Perugino’s style owed much to the technique of glazing with oils, to achieve the soft shadows and light reflective colours which also became Raphael’s trademarks. After exposure to painters such as his rival Michelangelo, Raphael’s compositions tended to feature more animated people and scenes than Perugino’s, and he became more focused on colour style as a way to achieve diverse moods.(ref 13)


The Procession to Calvary, 1504-05, Raphael, The National Gallery, London

He sometimes used a bright style, flooded with daylight, and other times experimented with a more dramatic style for night lighting, a style which later came to be known as chiaroscuro. Even in Raphael’s Chiaroscuro mode, brilliant colours prevail – and in all his compositions, he concentrated on overall impression of colour balance and harmony on an abstract level. This recalls the earlier tradition of isochromatism, where painters concentrated on symmetrical deployment of their colours, ordering them in pleasing abstract patterns.


Games in unione mode include The Adventures of Tintin (2011) and the Grand Theft Auto series, particularly Grand Theft Auto III (2001).


Unione colouring in (top) Grand Theft Auto III (2001) - (bottom) The Adventures of Tintin (2011)

Games in unione mode seem less common than those in other Renaissance colour modes – possibly as the bright and softly shadowed atmosphere goes against the mystery and danger inherent in so many titles. The unione colouring of Grand Theft Auto III is ironically soft and bright, considering its content. In this sense the Grand Theft Auto artists have perhaps more in common with the later mannerists than Raphael, but that is a whole other topic.


Multi-Modal

Unione colouring is seldom maintained throughout an entire game, as dark passages tend to punctate even the brightest of games. Sfumato and unione tend to be commonly paired, a technique which can be found in Tim Burton’s film Alice. It is mostly a lovely piece of sfumato colouring throughout, with subtle moments of unione when the sky clears.


Alice in Wonderland Wii Game (2010)

Transfiguration of Christ, Raphael, 1516-1520, Oil, Pinacoteca Vaticana, Vatican City

The Wii game version, developed by ELB, stays faithful to the artistic style of the film, while giving it a Wii brightness boost. Although much of it is under moody skies, the overall result is a colourful chiaroscuro reminiscent of Raphael’s in his darker modes, and under blue skies, a satisfying unione.

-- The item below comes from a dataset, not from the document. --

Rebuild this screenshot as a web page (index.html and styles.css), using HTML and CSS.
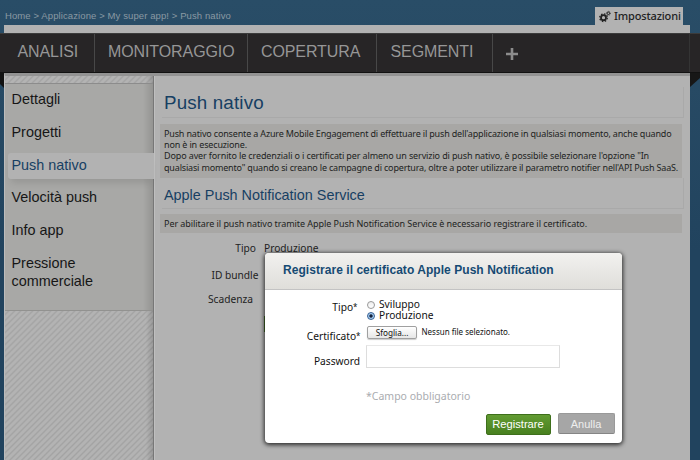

The Adventures of Tintin also spends a good deal of time in colourful high Renaissance chiaroscuro mode when deep in the territory of the unsolved mystery, while chase scenes and everyday scenes are often a bright and softly shaded unione.


This alternation recalls Raphael’s forays into multi-modal painting, adopting his colour mode to suit the requirement of the commission, even within a single work.


His last painting, Transfiguration, uses unione style in the top divine half, and a dramatic chiaroscuro style in the bottom half, which depicts a less than divine cast of characters.(ref 14)


Rockstar Games’ Red Dead Redemption (2010) is also an example of modal alternation. Its high noon landscapes are coloured in a light flooded sepia-unione hybrid.


High noon in Red Dead Redemption (2010) uses a sepia-unione hybrid

Then late in the day, the sun dips low in the sky and a reddish light creates a lovely warm sfumato feel.


The sun sets into sfumato mode in Red Dead Redemption (2010)

This survey of game colour modes is only a small sampling of the artistry that can be found in the games industry. Although the use of Renaissance colour modes in games is not necessarily deliberate, their reincarnation is still interesting to contemplate. Perhaps contemporary gamers have more in common with sacred art audiences of 500 years ago than we might imagine. Colour now, as in Renaissance Italy, artfully fuels an essential escape to alternative states of mind.



References

  1. Edgerton, Samuel Y., Rev, of The Mirror, the Window, and the Telescope: How Renaissance Linear Perspective Changed Our Vision of the Universe, by, Samuel Y Edgerton, Nexus Network Journal – Vol. 12, No. 1, 2010: 150

  2. Hall, Marcia B., Color and Meaning: Practice and Theory in Renaissance Painting, Cambridge University Press (1992), p. 15.

  3. Hall, Ibid., p. 29.

  4. Boyatzis CJ, Varghese R, Children’s emotional associations with colors, J Genet Psychol. 1994 Mar; 155(1):77-85

  5. Alberti, Leon Battista, Della Pittura (On Painting), Translated with Introduction and Notes by John R. Spencer. New Haven: Yale University Press. 1970 [First printed 1956] online version

  6. Pixel Shaders: A Facet of the nfiniteFX Engine, Nvidia.com

  7. Hall, op. cit., p. 119.

  8. Leonardo da Vinci; J F Rigaud, A Treatise on Painting, Dover Publications (2005), p. 70.

  9. Hall, op. cit., p. 21.

  10. Hall, op. cit., p. 92.

  11. Hall, op. cit., p. 67.

  12. Jones, Roger and Penny, Nicholas, Raphael, Yale University Press (1983), p. 5.

  13. Raphael: from Urbino to Rome, The National Gallery London

  14. The Cambridge Companion to Raphael, Series: Cambridge Companions to the History of Art, Edited by Marcia B. Hall,Temple University, Philadelphia, (2008), p. 6.


 

Archived Comments

Robert Eilert 07 Feb 2013 Brilliant! Tying the past to the present is a gift to see across time. “Every picture has been painted” is rebutted by I haven’t painted every picture. Your idea of unrealism is fascinating. Whether modern game artists all understand the origin of the techniques they use in 3D and digital art is largely irrelevant except to those of who love renaissance art and history. Thanks for your delightful, insightful exposition.